=== Direction ===
Can you transcribe every record below exactly as it appears?
--- BEGIN Items ---
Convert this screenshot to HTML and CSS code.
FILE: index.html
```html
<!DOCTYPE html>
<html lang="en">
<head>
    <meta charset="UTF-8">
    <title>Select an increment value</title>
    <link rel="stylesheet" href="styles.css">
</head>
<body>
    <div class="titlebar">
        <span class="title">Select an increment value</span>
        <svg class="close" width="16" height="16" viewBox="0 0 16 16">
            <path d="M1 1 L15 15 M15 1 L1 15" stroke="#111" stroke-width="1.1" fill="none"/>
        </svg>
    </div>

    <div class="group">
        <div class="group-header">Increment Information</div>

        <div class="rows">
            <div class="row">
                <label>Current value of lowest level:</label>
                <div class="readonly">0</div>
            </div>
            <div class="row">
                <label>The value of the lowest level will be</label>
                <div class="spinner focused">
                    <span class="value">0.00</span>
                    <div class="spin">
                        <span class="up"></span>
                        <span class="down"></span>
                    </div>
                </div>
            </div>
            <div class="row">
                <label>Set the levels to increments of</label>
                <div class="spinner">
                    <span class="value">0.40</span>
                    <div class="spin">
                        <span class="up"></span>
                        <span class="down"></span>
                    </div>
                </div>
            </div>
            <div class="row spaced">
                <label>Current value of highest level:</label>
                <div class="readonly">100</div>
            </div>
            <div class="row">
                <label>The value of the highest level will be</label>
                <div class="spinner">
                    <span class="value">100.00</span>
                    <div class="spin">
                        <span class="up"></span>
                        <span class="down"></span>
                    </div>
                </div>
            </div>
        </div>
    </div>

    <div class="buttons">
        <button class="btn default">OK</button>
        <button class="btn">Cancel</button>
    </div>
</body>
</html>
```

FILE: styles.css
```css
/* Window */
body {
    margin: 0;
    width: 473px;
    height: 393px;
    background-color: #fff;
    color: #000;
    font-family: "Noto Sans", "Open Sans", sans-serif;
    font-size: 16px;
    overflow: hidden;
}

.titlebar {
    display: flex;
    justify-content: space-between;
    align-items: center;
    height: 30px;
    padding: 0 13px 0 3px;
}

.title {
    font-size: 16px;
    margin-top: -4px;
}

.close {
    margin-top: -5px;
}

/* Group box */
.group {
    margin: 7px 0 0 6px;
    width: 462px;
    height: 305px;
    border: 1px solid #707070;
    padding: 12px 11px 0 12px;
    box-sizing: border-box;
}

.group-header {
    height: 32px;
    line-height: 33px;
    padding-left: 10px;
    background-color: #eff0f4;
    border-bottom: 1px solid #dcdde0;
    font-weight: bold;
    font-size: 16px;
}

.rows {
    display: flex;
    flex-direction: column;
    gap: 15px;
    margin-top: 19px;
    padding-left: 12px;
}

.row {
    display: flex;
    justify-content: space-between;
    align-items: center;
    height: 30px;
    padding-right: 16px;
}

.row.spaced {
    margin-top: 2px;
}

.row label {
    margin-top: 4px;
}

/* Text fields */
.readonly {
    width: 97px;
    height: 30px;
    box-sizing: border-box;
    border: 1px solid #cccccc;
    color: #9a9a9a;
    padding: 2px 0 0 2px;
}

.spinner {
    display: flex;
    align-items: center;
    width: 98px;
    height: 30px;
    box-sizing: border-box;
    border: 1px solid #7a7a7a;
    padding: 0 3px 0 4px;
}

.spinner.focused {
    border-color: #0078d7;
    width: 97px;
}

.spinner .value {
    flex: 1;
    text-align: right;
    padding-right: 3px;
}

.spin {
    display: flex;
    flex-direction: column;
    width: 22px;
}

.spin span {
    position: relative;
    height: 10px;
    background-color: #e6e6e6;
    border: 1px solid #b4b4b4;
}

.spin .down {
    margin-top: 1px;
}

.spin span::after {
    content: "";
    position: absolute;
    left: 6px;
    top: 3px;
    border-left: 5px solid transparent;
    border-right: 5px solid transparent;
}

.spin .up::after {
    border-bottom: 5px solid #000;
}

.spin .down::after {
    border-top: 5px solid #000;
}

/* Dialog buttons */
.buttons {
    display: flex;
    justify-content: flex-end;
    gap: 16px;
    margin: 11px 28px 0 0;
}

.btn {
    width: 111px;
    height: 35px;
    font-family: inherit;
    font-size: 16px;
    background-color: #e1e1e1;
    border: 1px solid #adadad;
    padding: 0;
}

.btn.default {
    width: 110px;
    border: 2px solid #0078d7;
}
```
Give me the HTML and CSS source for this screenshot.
--- END Items ---
=== The solution ===
Convert this screenshot to HTML and CSS code.
FILE: index.html
```html
<!DOCTYPE html>
<html lang="en">
<head>
    <meta charset="UTF-8">
    <title>Select an increment value</title>
    <link rel="stylesheet" href="styles.css">
</head>
<body>
    <div class="titlebar">
        <span class="title">Select an increment value</span>
        <svg class="close" width="16" height="16" viewBox="0 0 16 16">
            <path d="M1 1 L15 15 M15 1 L1 15" stroke="#111" stroke-width="1.1" fill="none"/>
        </svg>
    </div>

    <div class="group">
        <div class="group-header">Increment Information</div>

        <div class="rows">
            <div class="row">
                <label>Current value of lowest level:</label>
                <div class="readonly">0</div>
            </div>
            <div class="row">
                <label>The value of the lowest level will be</label>
                <div class="spinner focused">
                    <span class="value">0.00</span>
                    <div class="spin">
                        <span class="up"></span>
                        <span class="down"></span>
                    </div>
                </div>
            </div>
            <div class="row">
                <label>Set the levels to increments of</label>
                <div class="spinner">
                    <span class="value">0.40</span>
                    <div class="spin">
                        <span class="up"></span>
                        <span class="down"></span>
                    </div>
                </div>
            </div>
            <div class="row spaced">
                <label>Current value of highest level:</label>
                <div class="readonly">100</div>
            </div>
            <div class="row">
                <label>The value of the highest level will be</label>
                <div class="spinner">
                    <span class="value">100.00</span>
                    <div class="spin">
                        <span class="up"></span>
                        <span class="down"></span>
                    </div>
                </div>
            </div>
        </div>
    </div>

    <div class="buttons">
        <button class="btn default">OK</button>
        <button class="btn">Cancel</button>
    </div>
</body>
</html>
```

FILE: styles.css
```css
/* Window */
body {
    margin: 0;
    width: 473px;
    height: 393px;
    background-color: #fff;
    color: #000;
    font-family: "Noto Sans", "Open Sans", sans-serif;
    font-size: 16px;
    overflow: hidden;
}

.titlebar {
    display: flex;
    justify-content: space-between;
    align-items: center;
    height: 30px;
    padding: 0 13px 0 3px;
}

.title {
    font-size: 16px;
    margin-top: -4px;
}

.close {
    margin-top: -5px;
}

/* Group box */
.group {
    margin: 7px 0 0 6px;
    width: 462px;
    height: 305px;
    border: 1px solid #707070;
    padding: 12px 11px 0 12px;
    box-sizing: border-box;
}

.group-header {
    height: 32px;
    line-height: 33px;
    padding-left: 10px;
    background-color: #eff0f4;
    border-bottom: 1px solid #dcdde0;
    font-weight: bold;
    font-size: 16px;
}

.rows {
    display: flex;
    flex-direction: column;
    gap: 15px;
    margin-top: 19px;
    padding-left: 12px;
}

.row {
    display: flex;
    justify-content: space-between;
    align-items: center;
    height: 30px;
    padding-right: 16px;
}

.row.spaced {
    margin-top: 2px;
}

.row label {
    margin-top: 4px;
}

/* Text fields */
.readonly {
    width: 97px;
    height: 30px;
    box-sizing: border-box;
    border: 1px solid #cccccc;
    color: #9a9a9a;
    padding: 2px 0 0 2px;
}

.spinner {
    display: flex;
    align-items: center;
    width: 98px;
    height: 30px;
    box-sizing: border-box;
    border: 1px solid #7a7a7a;
    padding: 0 3px 0 4px;
}

.spinner.focused {
    border-color: #0078d7;
    width: 97px;
}

.spinner .value {
    flex: 1;
    text-align: right;
    padding-right: 3px;
}

.spin {
    display: flex;
    flex-direction: column;
    width: 22px;
}

.spin span {
    position: relative;
    height: 10px;
    background-color: #e6e6e6;
    border: 1px solid #b4b4b4;
}

.spin .down {
    margin-top: 1px;
}

.spin span::after {
    content: "";
    position: absolute;
    left: 6px;
    top: 3px;
    border-left: 5px solid transparent;
    border-right: 5px solid transparent;
}

.spin .up::after {
    border-bottom: 5px solid #000;
}

.spin .down::after {
    border-top: 5px solid #000;
}

/* Dialog buttons */
.buttons {
    display: flex;
    justify-content: flex-end;
    gap: 16px;
    margin: 11px 28px 0 0;
}

.btn {
    width: 111px;
    height: 35px;
    font-family: inherit;
    font-size: 16px;
    background-color: #e1e1e1;
    border: 1px solid #adadad;
    padding: 0;
}

.btn.default {
    width: 110px;
    border: 2px solid #0078d7;
}
```
Give me the HTML and CSS source for this screenshot.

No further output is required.